En quoi est-ce nécessaire ? Pour maîtriser le foncier, lutter contre la spéculation, maitriser sa mutation, il faut en être propriétaire et la propriété par la collectivité ou son EPL permettra d’assurer ce temps long de la réflexion. Faire évoluer l’habitat pavillonnaire, densifier en fond de parcelle (BIMBY : Build In My Back Yard), encourager l’habitat participatif…Pour répondre aux évolutions qui nous attendent, il sera nécessaire de maitriser le foncier.

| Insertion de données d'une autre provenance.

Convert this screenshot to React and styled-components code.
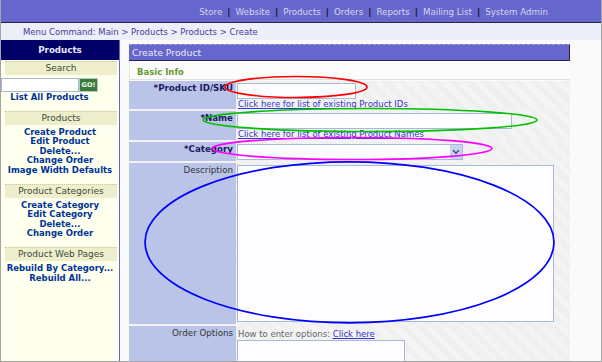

J’aime à rappeler les propos d’Edgar Pisani dans « Utopie foncière », écrit en 1977 et malheureusement épuisé, mais qui, pour les plus chanceux, pourrait devenir leur livre de chevet. « J’ai longtemps cru que le problème foncier était de nature juridique, technique, économique et qu’une bonne dose d’ingéniosité suffirait à le résoudre. J’ai lentement découvert qu’il était le problème politique le plus significatif qui soit parce que nos définitions et nos pratiques foncières fondent tout à la fois notre civilisation et notre système de pouvoir, façonnent nos comportements. »
Bien sûr, ce changement de culture nécessitera pour les EPL, de tester, d’imaginer de nouveaux montages, de démontrer la valeur de l’usage vs la valeur de la possession. Un long travail de pédagogie est nécessaire pour expliquer aux futurs propriétaires l’intérêt de ces nouveaux montages : habiter en centre-ville, disposer de tous les services, abandonner la deuxième voiture, disposer d’un logement à prix maitrisé…. Dans ce nouveau chantier, les acteurs financiers de premier rang tels que la Caisse des Dépôts seront des alliés précieux.
Face à ces défis vertigineux mais non moins exaltants, les EPL sont de formidables laboratoires d’innovation. Elles sont nées pour agir, tester, et réessayer. Elles constituent des laboratoires d’anticipation de premier rang fondamentaux dans la fabrique urbaine de maintenant et demain.